# Brisket getting better



## Captain Morgan (Jul 10, 2006)

1 day later, makes a good dinner...


----------



## Guest (Jul 10, 2006)

Oh yeah, babe! =P~  How 'bout a close up of that sammich??    Too late...


----------



## Puff1 (Jul 10, 2006)

I have to go eat now Cap =P~ 
Was that Okra pickles on the side?


----------



## Cliff H. (Jul 10, 2006)

Boy,  That looks like meal fit for a King.  I mean a Captain.


----------



## Green Hornet (Jul 10, 2006)

That's a plate of my favorite things! =D> 
I can't get enough of that yellow squash.
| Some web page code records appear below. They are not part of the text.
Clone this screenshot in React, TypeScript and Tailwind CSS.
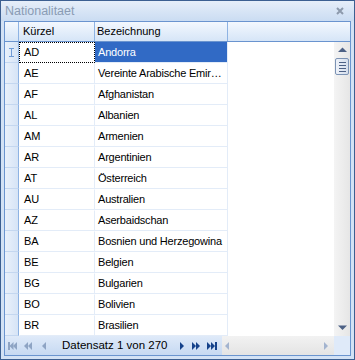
import React from "react";

const rows: [string, string][] = [
  ["AD", "Andorra"],
  ["AE", "Vereinte Arabische Emirate"],
  ["AF", "Afghanistan"],
  ["AL", "Albanien"],
  ["AM", "Armenien"],
  ["AR", "Argentinien"],
  ["AT", "Österreich"],
  ["AU", "Australien"],
  ["AZ", "Aserbaidschan"],
  ["BA", "Bosnien und Herzegowina"],
  ["BE", "Belgien"],
  ["BG", "Bulgarien"],
  ["BO", "Bolivien"],
  ["BR", "Brasilien"],
];

const Tri = ({ dir, color }: { dir: "l" | "r" | "u" | "d"; color: string }) => {
  const pts =
    dir === "l" ? "5,0 5,8 1,4" : dir === "r" ? "1,0 1,8 5,4" : dir === "u" ? "0,5 9,5 4.5,0.5" : "0,0.5 9,0.5 4.5,5";
  const w = dir === "l" || dir === "r" ? 6 : 9;
  const h = dir === "l" || dir === "r" ? 8 : 6;
  return (
    <svg width={w} height={h} viewBox={`0 0 ${w} ${h}`} className="block">
      <polygon points={pts} fill={color} />
    </svg>
  );
};

const NavIcon = ({ kind, color }: { kind: string; color: string }) => {
  let content: React.ReactNode = null;
  let w = 10;
  if (kind === "first") {
    w = 9;
    content = (
      <>
        <rect x="0" y="0" width="2" height="8" fill={color} />
        <polygon points="5.5,0 5.5,8 1.5,4" fill={color} />
        <polygon points="9,0 9,8 5,4" fill={color} />
      </>
    );
  }
  if (kind === "prevp") {
    w = 8;
    content = (
      <>
        <polygon points="4,0 4,8 0,4" fill={color} />
        <polygon points="8,0 8,8 4,4" fill={color} />
      </>
    );
  }
  if (kind === "prev") {
    w = 4;
    content = <polygon points="4,0 4,8 0,4" fill={color} />;
  }
  if (kind === "next") {
    w = 4;
    content = <polygon points="0,0 0,8 4,4" fill={color} />;
  }
  if (kind === "nextp") {
    w = 8;
    content = (
      <>
        <polygon points="0,0 0,8 4,4" fill={color} />
        <polygon points="4,0 4,8 8,4" fill={color} />
      </>
    );
  }
  if (kind === "last") {
    w = 10;
    content = (
      <>
        <polygon points="0,0 0,8 4,4" fill={color} />
        <polygon points="4,0 4,8 8,4" fill={color} />
        <rect x="8" y="0" width="2" height="8" fill={color} />
      </>
    );
  }
  return (
    <svg width={w} height="8" viewBox={`0 0 ${w} 8`} className="block shrink-0">
      {content}
    </svg>
  );
};

export default function App() {
  const font = { fontFamily: "'Liberation Sans', Arial, sans-serif" };
  return (
    <div
      className="w-[355px] h-[360px] border border-[#3c5f91] bg-[#d3e2f5] flex flex-col text-[11px] text-black overflow-hidden"
      style={font}
    >
      {/* title bar */}
      <div className="h-[20px] flex items-center justify-between pl-[4px] pr-[10px] bg-gradient-to-b from-[#e6eef9] to-[#cadcf2] shrink-0">
        <span className="text-[12.5px] text-[#8a9cb4] leading-none">Nationalitaet</span>
        <svg width="8" height="8" viewBox="0 0 8 8" className="block">
          <path d="M1 1 L7 7 M7 1 L1 7" stroke="#8d9aac" strokeWidth="2" />
        </svg>
      </div>
      {/* body */}
      <div className="flex-1 min-h-0 flex flex-col px-[3px] pb-[3px] bg-[#d3e2f5]">
        <div className="flex-1 min-h-0 flex flex-col border border-[#6a94cf] bg-white overflow-hidden">
          {/* header */}
          <div className="flex h-[20px] shrink-0 bg-gradient-to-b from-[#f3f8fe] to-[#d6e5f7] border-b border-[#6a94cf]">
            <div className="w-[14px] border-r border-[#8eb3e3]" />
            <div className="w-[76px] border-r border-[#8eb3e3] flex items-center pl-[4px]">Kürzel</div>
            <div className="w-[133px] border-r border-[#8eb3e3] flex items-center pl-[2px]">Bezeichnung</div>
            <div className="flex-1" />
          </div>
          <div className="flex-1 min-h-0 flex">
            {/* grid rows */}
            <div className="flex-1 flex flex-col min-w-0">
              {rows.map(([k, b], i) => (
                <div key={k} className="flex h-[21px] shrink-0">
                  <div className="w-[14px] shrink-0 bg-gradient-to-r from-[#eaf1fb] to-[#d6e4f6] border-r border-[#8eb3e3] border-b border-b-[#c4d7f0] flex items-center justify-center">
                    {i === 0 && (
                      <svg width="5" height="9" viewBox="0 0 5 9" className="block">
                        <path d="M0 0.5 H5 M0 8.5 H5 M2.5 0.5 V8.5" stroke="#6f9bd6" strokeWidth="1" fill="none" />
                      </svg>
                    )}
                  </div>
                  <div
                    className={`w-[76px] shrink-0 pl-[4px] leading-[19px] border ${
                      i === 0 ? "border-dotted border-black" : "border-transparent border-r-[#e3ecf8] border-b-[#e3ecf8]"
                    }`}
                  >
                    {k}
                  </div>
                  <div
                    className={`w-[133px] shrink-0 pl-[3px] pr-[2px] leading-[20px] tracking-[-0.2px] border-r border-b border-[#e3ecf8] whitespace-nowrap overflow-hidden text-ellipsis ${
                      i === 0 ? "bg-[#316ac5] text-white" : ""
                    }`}
                  >
                    {b}
                  </div>
                  <div className="flex-1" />
                </div>
              ))}
            </div>
            {/* vertical scrollbar */}
            <div className="w-[16px] shrink-0 bg-gradient-to-r from-[#f4f4f4] to-[#e6e6e6] flex flex-col items-center">
              <div className="h-[16px] flex items-center justify-center">
                <Tri dir="u" color="#4d6185" />
              </div>
              <div className="w-[14px] h-[17px] border border-[#7c93b5] rounded-[2px] bg-gradient-to-r from-[#eef2f9] to-[#d5deec] flex flex-col items-center justify-center gap-[2px]">
                <div className="w-[7px] h-[1px] bg-[#4d6185]" />
                <div className="w-[7px] h-[1px] bg-[#4d6185]" />
                <div className="w-[7px] h-[1px] bg-[#4d6185]" />
                <div className="w-[7px] h-[1px] bg-[#4d6185]" />
              </div>
              <div className="flex-1" />
              <div className="h-[16px] flex items-center justify-center">
                <Tri dir="d" color="#4d6185" />
              </div>
            </div>
          </div>
          {/* bottom bar */}
          <div className="h-[19px] shrink-0 flex">
            <div className="w-[217px] shrink-0 flex items-center bg-gradient-to-b from-[#dfeaf9] to-[#c6d9f2] pl-[3px]">
              <NavIcon kind="first" color="#8ea4c4" />
              <div className="w-[7px]" />
              <NavIcon kind="prevp" color="#8ea4c4" />
              <div className="w-[10px]" />
              <NavIcon kind="prev" color="#8ea4c4" />
              <span className="ml-[16px] w-[118px] shrink-0 text-[11.5px] whitespace-nowrap">Datensatz 1 von 270</span>
              <NavIcon kind="next" color="#15428b" />
              <div className="w-[8px]" />
              <NavIcon kind="nextp" color="#15428b" />
              <div className="w-[7px]" />
              <NavIcon kind="last" color="#15428b" />
            </div>
            <div className="flex-1 flex items-center justify-between pl-[2px] pr-[5px] bg-gradient-to-b from-[#f2f2f2] to-[#e4e4e4]">
              <Tri dir="l" color="#a3b4cf" />
              <Tri dir="r" color="#a3b4cf" />
            </div>
            <div className="w-[16px] shrink-0 bg-[#dfeaf9]" />
          </div>
        </div>
      </div>
    </div>
  );
}
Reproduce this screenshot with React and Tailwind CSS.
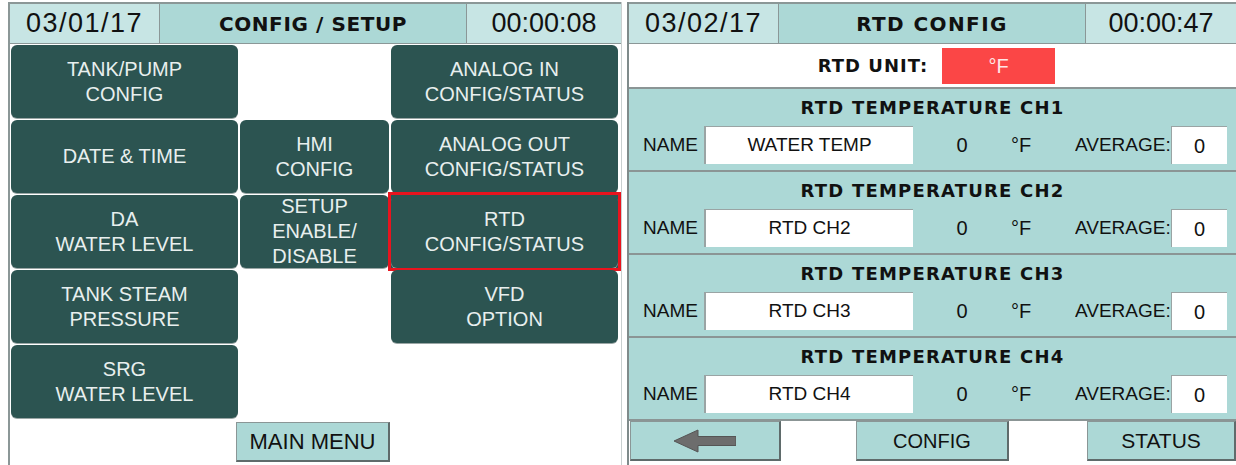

Problem is I am the only one who likes it here so I can't make too much of it. =P~


----------



## ScottyDaQ (Jul 11, 2006)

That made my stomach growl !!!
Looks great Cap!   =P~  =P~  =P~


----------



## Finney (Jul 11, 2006)

Looked damn tasty to me.


----------



## LarryWolfe (Jul 11, 2006)

Well looks like you're gonna have to make something different for the poker moochers!


----------



## BigGQ (Jul 11, 2006)

That looks like some good monkey grub!!!


----------



## SteerCrazy (Jul 11, 2006)

I'd have to say brisket is great the next day...looks good  =P~


----------



## allie (Jul 11, 2006)

Ok Cappy, you're cooking when we come to South Carolina!  LOL  That is some mighty tasty lookin vittles there.


----------



## Shawn White (Jul 11, 2006)

I'd eat that ... oh yeah!

Do you forsee more briskets in Cappy's future?


----------



## Woodman1 (Jul 16, 2006)

His cooking looks like vomit!


----------



## Captain Morgan (Jul 16, 2006)

:-k


----------



## PantherTailgater (Jul 16, 2006)

Yummy!  Even though we just finished eating that still looks great.

I love sesame buns but my wife hates them.   :-(


----------